-- BEGIN Information given --

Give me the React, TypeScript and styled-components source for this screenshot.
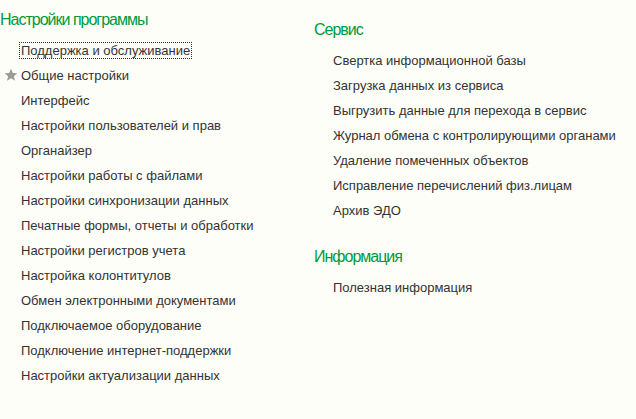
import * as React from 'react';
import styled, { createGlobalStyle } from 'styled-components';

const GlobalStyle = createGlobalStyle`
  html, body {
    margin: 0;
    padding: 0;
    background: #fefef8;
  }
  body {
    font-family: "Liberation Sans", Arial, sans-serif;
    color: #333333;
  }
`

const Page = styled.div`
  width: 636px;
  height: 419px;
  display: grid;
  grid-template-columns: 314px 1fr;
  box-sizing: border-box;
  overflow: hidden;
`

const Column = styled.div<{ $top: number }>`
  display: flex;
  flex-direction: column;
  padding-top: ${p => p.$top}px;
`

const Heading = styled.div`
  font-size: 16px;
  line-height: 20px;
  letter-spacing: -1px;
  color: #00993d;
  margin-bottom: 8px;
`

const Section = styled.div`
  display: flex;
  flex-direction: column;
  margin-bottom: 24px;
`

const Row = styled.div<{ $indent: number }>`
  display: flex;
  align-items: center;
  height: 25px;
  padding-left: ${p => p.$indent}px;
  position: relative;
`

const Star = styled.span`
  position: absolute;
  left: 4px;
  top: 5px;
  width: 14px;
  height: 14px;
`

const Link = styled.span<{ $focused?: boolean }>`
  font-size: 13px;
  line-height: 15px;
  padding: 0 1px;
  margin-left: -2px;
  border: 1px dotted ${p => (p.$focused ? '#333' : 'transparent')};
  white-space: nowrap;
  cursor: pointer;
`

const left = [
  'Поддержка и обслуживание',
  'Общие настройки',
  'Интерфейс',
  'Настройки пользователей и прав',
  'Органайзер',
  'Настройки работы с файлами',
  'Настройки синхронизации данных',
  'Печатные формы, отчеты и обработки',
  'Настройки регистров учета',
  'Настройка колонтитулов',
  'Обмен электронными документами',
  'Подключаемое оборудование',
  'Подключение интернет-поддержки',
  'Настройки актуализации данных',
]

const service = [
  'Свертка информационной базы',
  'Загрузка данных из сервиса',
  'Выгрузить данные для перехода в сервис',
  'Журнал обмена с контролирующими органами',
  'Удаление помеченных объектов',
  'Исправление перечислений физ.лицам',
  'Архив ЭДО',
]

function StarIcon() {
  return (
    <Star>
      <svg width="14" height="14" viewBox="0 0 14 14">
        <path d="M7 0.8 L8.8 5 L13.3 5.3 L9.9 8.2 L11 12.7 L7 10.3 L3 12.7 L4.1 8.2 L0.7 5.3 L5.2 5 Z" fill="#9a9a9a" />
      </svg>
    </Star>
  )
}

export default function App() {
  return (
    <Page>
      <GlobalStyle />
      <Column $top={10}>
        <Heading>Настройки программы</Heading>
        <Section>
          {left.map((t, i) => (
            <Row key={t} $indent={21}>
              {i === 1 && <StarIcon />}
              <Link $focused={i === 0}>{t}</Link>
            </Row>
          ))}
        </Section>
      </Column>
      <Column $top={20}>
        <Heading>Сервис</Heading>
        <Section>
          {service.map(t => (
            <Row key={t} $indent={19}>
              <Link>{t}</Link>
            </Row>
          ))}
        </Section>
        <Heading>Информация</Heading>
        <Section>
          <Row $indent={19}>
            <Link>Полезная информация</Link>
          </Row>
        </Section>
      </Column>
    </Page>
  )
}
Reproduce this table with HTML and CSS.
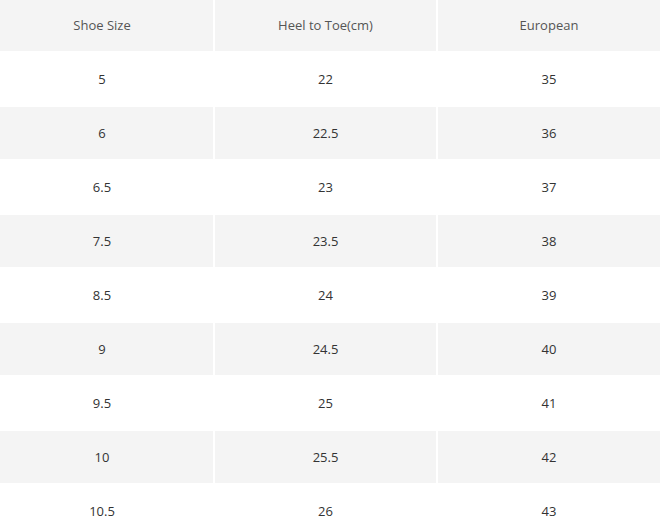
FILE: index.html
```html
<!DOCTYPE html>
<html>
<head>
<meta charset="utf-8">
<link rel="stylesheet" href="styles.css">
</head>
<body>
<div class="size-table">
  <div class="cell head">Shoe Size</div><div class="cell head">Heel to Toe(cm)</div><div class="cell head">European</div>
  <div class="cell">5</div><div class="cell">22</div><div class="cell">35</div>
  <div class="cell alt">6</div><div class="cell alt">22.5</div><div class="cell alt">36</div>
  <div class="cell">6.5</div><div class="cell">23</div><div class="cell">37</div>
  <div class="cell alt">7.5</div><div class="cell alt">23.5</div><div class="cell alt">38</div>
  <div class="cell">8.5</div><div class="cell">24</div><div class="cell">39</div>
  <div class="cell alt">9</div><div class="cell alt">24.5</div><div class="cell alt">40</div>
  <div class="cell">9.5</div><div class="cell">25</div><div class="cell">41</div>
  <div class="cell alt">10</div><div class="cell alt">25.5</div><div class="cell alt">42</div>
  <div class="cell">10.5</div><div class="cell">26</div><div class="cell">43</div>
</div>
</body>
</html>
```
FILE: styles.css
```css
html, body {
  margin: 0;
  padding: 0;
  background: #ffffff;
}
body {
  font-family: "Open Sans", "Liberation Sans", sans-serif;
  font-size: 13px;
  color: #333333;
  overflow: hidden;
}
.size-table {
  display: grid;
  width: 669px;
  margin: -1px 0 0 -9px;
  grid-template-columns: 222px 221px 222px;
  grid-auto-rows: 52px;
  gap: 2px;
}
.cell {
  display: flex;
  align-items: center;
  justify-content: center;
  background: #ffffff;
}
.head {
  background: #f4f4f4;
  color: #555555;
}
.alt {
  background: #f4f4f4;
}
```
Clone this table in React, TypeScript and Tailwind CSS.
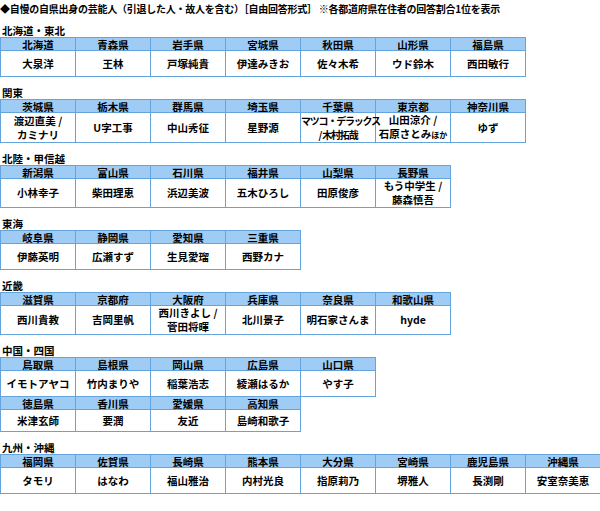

-- END Information given --

Output the entries above exactly, without their pictures.

Give me the React, TypeScript and styled-components source for this screenshot.
import * as React from 'react';
import styled, { createGlobalStyle } from 'styled-components';

const GlobalStyle = createGlobalStyle`
  html, body {
    margin: 0;
    padding: 0;
    background: #fefef8;
  }
  body {
    font-family: "Liberation Sans", Arial, sans-serif;
    color: #333333;
  }
`

const Page = styled.div`
  width: 636px;
  height: 419px;
  display: grid;
  grid-template-columns: 314px 1fr;
  box-sizing: border-box;
  overflow: hidden;
`

const Column = styled.div<{ $top: number }>`
  display: flex;
  flex-direction: column;
  padding-top: ${p => p.$top}px;
`

const Heading = styled.div`
  font-size: 16px;
  line-height: 20px;
  letter-spacing: -1px;
  color: #00993d;
  margin-bottom: 8px;
`

const Section = styled.div`
  display: flex;
  flex-direction: column;
  margin-bottom: 24px;
`

const Row = styled.div<{ $indent: number }>`
  display: flex;
  align-items: center;
  height: 25px;
  padding-left: ${p => p.$indent}px;
  position: relative;
`

const Star = styled.span`
  position: absolute;
  left: 4px;
  top: 5px;
  width: 14px;
  height: 14px;
`

const Link = styled.span<{ $focused?: boolean }>`
  font-size: 13px;
  line-height: 15px;
  padding: 0 1px;
  margin-left: -2px;
  border: 1px dotted ${p => (p.$focused ? '#333' : 'transparent')};
  white-space: nowrap;
  cursor: pointer;
`

const left = [
  'Поддержка и обслуживание',
  'Общие настройки',
  'Интерфейс',
  'Настройки пользователей и прав',
  'Органайзер',
  'Настройки работы с файлами',
  'Настройки синхронизации данных',
  'Печатные формы, отчеты и обработки',
  'Настройки регистров учета',
  'Настройка колонтитулов',
  'Обмен электронными документами',
  'Подключаемое оборудование',
  'Подключение интернет-поддержки',
  'Настройки актуализации данных',
]

const service = [
  'Свертка информационной базы',
  'Загрузка данных из сервиса',
  'Выгрузить данные для перехода в сервис',
  'Журнал обмена с контролирующими органами',
  'Удаление помеченных объектов',
  'Исправление перечислений физ.лицам',
  'Архив ЭДО',
]

function StarIcon() {
  return (
    <Star>
      <svg width="14" height="14" viewBox="0 0 14 14">
        <path d="M7 0.8 L8.8 5 L13.3 5.3 L9.9 8.2 L11 12.7 L7 10.3 L3 12.7 L4.1 8.2 L0.7 5.3 L5.2 5 Z" fill="#9a9a9a" />
      </svg>
    </Star>
  )
}

export default function App() {
  return (
    <Page>
      <GlobalStyle />
      <Column $top={10}>
        <Heading>Настройки программы</Heading>
        <Section>
          {left.map((t, i) => (
            <Row key={t} $indent={21}>
              {i === 1 && <StarIcon />}
              <Link $focused={i === 0}>{t}</Link>
            </Row>
          ))}
        </Section>
      </Column>
      <Column $top={20}>
        <Heading>Сервис</Heading>
        <Section>
          {service.map(t => (
            <Row key={t} $indent={19}>
              <Link>{t}</Link>
            </Row>
          ))}
        </Section>
        <Heading>Информация</Heading>
        <Section>
          <Row $indent={19}>
            <Link>Полезная информация</Link>
          </Row>
        </Section>
      </Column>
    </Page>
  )
}
Reproduce this table with HTML and CSS.
FILE: index.html
```html
<!DOCTYPE html>
<html>
<head>
<meta charset="utf-8">
<link rel="stylesheet" href="styles.css">
</head>
<body>
<div class="size-table">
  <div class="cell head">Shoe Size</div><div class="cell head">Heel to Toe(cm)</div><div class="cell head">European</div>
  <div class="cell">5</div><div class="cell">22</div><div class="cell">35</div>
  <div class="cell alt">6</div><div class="cell alt">22.5</div><div class="cell alt">36</div>
  <div class="cell">6.5</div><div class="cell">23</div><div class="cell">37</div>
  <div class="cell alt">7.5</div><div class="cell alt">23.5</div><div class="cell alt">38</div>
  <div class="cell">8.5</div><div class="cell">24</div><div class="cell">39</div>
  <div class="cell alt">9</div><div class="cell alt">24.5</div><div class="cell alt">40</div>
  <div class="cell">9.5</div><div class="cell">25</div><div class="cell">41</div>
  <div class="cell alt">10</div><div class="cell alt">25.5</div><div class="cell alt">42</div>
  <div class="cell">10.5</div><div class="cell">26</div><div class="cell">43</div>
</div>
</body>
</html>
```
FILE: styles.css
```css
html, body {
  margin: 0;
  padding: 0;
  background: #ffffff;
}
body {
  font-family: "Open Sans", "Liberation Sans", sans-serif;
  font-size: 13px;
  color: #333333;
  overflow: hidden;
}
.size-table {
  display: grid;
  width: 669px;
  margin: -1px 0 0 -9px;
  grid-template-columns: 222px 221px 222px;
  grid-auto-rows: 52px;
  gap: 2px;
}
.cell {
  display: flex;
  align-items: center;
  justify-content: center;
  background: #ffffff;
}
.head {
  background: #f4f4f4;
  color: #555555;
}
.alt {
  background: #f4f4f4;
}
```
Clone this table in React, TypeScript and Tailwind CSS.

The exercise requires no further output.